WHAT YOU ARE ASKED TO DO ▸
Leave out the images and repeat the listing below without a single change.

SOURCE DATA ▸
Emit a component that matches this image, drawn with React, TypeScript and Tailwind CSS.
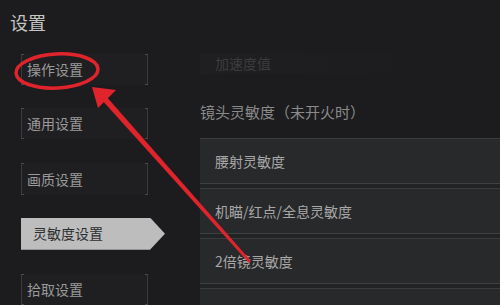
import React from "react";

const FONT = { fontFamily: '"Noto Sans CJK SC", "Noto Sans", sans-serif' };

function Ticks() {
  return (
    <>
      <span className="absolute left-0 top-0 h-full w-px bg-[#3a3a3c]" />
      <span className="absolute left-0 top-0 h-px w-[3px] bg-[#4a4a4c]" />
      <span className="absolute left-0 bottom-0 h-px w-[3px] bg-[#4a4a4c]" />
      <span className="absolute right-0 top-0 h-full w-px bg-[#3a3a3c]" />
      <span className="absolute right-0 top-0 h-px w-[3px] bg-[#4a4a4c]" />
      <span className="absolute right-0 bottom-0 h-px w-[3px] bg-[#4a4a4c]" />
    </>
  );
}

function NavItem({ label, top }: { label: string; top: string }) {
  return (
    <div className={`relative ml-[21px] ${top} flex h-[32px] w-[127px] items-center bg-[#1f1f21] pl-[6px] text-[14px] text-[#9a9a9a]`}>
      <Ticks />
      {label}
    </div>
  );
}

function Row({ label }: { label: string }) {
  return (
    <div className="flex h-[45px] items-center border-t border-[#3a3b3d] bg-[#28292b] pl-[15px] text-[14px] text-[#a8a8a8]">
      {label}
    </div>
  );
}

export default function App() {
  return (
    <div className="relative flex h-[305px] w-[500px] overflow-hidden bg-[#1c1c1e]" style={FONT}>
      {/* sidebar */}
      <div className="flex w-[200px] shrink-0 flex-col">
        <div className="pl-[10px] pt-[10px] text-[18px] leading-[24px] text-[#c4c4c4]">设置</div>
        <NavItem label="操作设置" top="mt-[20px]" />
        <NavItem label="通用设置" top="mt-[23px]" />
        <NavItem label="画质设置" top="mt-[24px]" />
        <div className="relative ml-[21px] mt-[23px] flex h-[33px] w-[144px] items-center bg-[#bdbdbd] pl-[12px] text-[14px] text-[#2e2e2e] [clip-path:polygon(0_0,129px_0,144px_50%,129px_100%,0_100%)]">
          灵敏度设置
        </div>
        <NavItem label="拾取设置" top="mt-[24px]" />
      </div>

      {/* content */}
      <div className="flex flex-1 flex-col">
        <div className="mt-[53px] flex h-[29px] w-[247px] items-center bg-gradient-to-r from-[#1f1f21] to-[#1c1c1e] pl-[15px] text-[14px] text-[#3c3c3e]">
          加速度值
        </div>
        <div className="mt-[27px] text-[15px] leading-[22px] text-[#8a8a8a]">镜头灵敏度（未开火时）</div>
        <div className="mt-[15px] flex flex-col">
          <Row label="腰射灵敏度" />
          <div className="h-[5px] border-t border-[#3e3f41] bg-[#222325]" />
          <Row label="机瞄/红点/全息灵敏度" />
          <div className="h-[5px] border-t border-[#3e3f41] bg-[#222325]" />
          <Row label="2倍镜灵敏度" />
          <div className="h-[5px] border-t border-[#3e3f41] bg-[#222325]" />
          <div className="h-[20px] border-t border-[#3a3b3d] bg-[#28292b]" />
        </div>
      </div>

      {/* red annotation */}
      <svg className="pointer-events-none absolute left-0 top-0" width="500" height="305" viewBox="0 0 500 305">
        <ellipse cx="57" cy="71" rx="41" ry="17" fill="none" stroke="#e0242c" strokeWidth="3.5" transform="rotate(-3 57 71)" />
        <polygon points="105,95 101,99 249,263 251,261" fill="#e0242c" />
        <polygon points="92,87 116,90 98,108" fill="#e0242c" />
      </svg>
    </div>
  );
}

CORRECT RESPONSE ▸
Emit a component that matches this image, drawn with React, TypeScript and Tailwind CSS.
import React from "react";

const FONT = { fontFamily: '"Noto Sans CJK SC", "Noto Sans", sans-serif' };

function Ticks() {
  return (
    <>
      <span className="absolute left-0 top-0 h-full w-px bg-[#3a3a3c]" />
      <span className="absolute left-0 top-0 h-px w-[3px] bg-[#4a4a4c]" />
      <span className="absolute left-0 bottom-0 h-px w-[3px] bg-[#4a4a4c]" />
      <span className="absolute right-0 top-0 h-full w-px bg-[#3a3a3c]" />
      <span className="absolute right-0 top-0 h-px w-[3px] bg-[#4a4a4c]" />
      <span className="absolute right-0 bottom-0 h-px w-[3px] bg-[#4a4a4c]" />
    </>
  );
}

function NavItem({ label, top }: { label: string; top: string }) {
  return (
    <div className={`relative ml-[21px] ${top} flex h-[32px] w-[127px] items-center bg-[#1f1f21] pl-[6px] text-[14px] text-[#9a9a9a]`}>
      <Ticks />
      {label}
    </div>
  );
}

function Row({ label }: { label: string }) {
  return (
    <div className="flex h-[45px] items-center border-t border-[#3a3b3d] bg-[#28292b] pl-[15px] text-[14px] text-[#a8a8a8]">
      {label}
    </div>
  );
}

export default function App() {
  return (
    <div className="relative flex h-[305px] w-[500px] overflow-hidden bg-[#1c1c1e]" style={FONT}>
      {/* sidebar */}
      <div className="flex w-[200px] shrink-0 flex-col">
        <div className="pl-[10px] pt-[10px] text-[18px] leading-[24px] text-[#c4c4c4]">设置</div>
        <NavItem label="操作设置" top="mt-[20px]" />
        <NavItem label="通用设置" top="mt-[23px]" />
        <NavItem label="画质设置" top="mt-[24px]" />
        <div className="relative ml-[21px] mt-[23px] flex h-[33px] w-[144px] items-center bg-[#bdbdbd] pl-[12px] text-[14px] text-[#2e2e2e] [clip-path:polygon(0_0,129px_0,144px_50%,129px_100%,0_100%)]">
          灵敏度设置
        </div>
        <NavItem label="拾取设置" top="mt-[24px]" />
      </div>

      {/* content */}
      <div className="flex flex-1 flex-col">
        <div className="mt-[53px] flex h-[29px] w-[247px] items-center bg-gradient-to-r from-[#1f1f21] to-[#1c1c1e] pl-[15px] text-[14px] text-[#3c3c3e]">
          加速度值
        </div>
        <div className="mt-[27px] text-[15px] leading-[22px] text-[#8a8a8a]">镜头灵敏度（未开火时）</div>
        <div className="mt-[15px] flex flex-col">
          <Row label="腰射灵敏度" />
          <div className="h-[5px] border-t border-[#3e3f41] bg-[#222325]" />
          <Row label="机瞄/红点/全息灵敏度" />
          <div className="h-[5px] border-t border-[#3e3f41] bg-[#222325]" />
          <Row label="2倍镜灵敏度" />
          <div className="h-[5px] border-t border-[#3e3f41] bg-[#222325]" />
          <div className="h-[20px] border-t border-[#3a3b3d] bg-[#28292b]" />
        </div>
      </div>

      {/* red annotation */}
      <svg className="pointer-events-none absolute left-0 top-0" width="500" height="305" viewBox="0 0 500 305">
        <ellipse cx="57" cy="71" rx="41" ry="17" fill="none" stroke="#e0242c" strokeWidth="3.5" transform="rotate(-3 57 71)" />
        <polygon points="105,95 101,99 249,263 251,261" fill="#e0242c" />
        <polygon points="92,87 116,90 98,108" fill="#e0242c" />
      </svg>
    </div>
  );
}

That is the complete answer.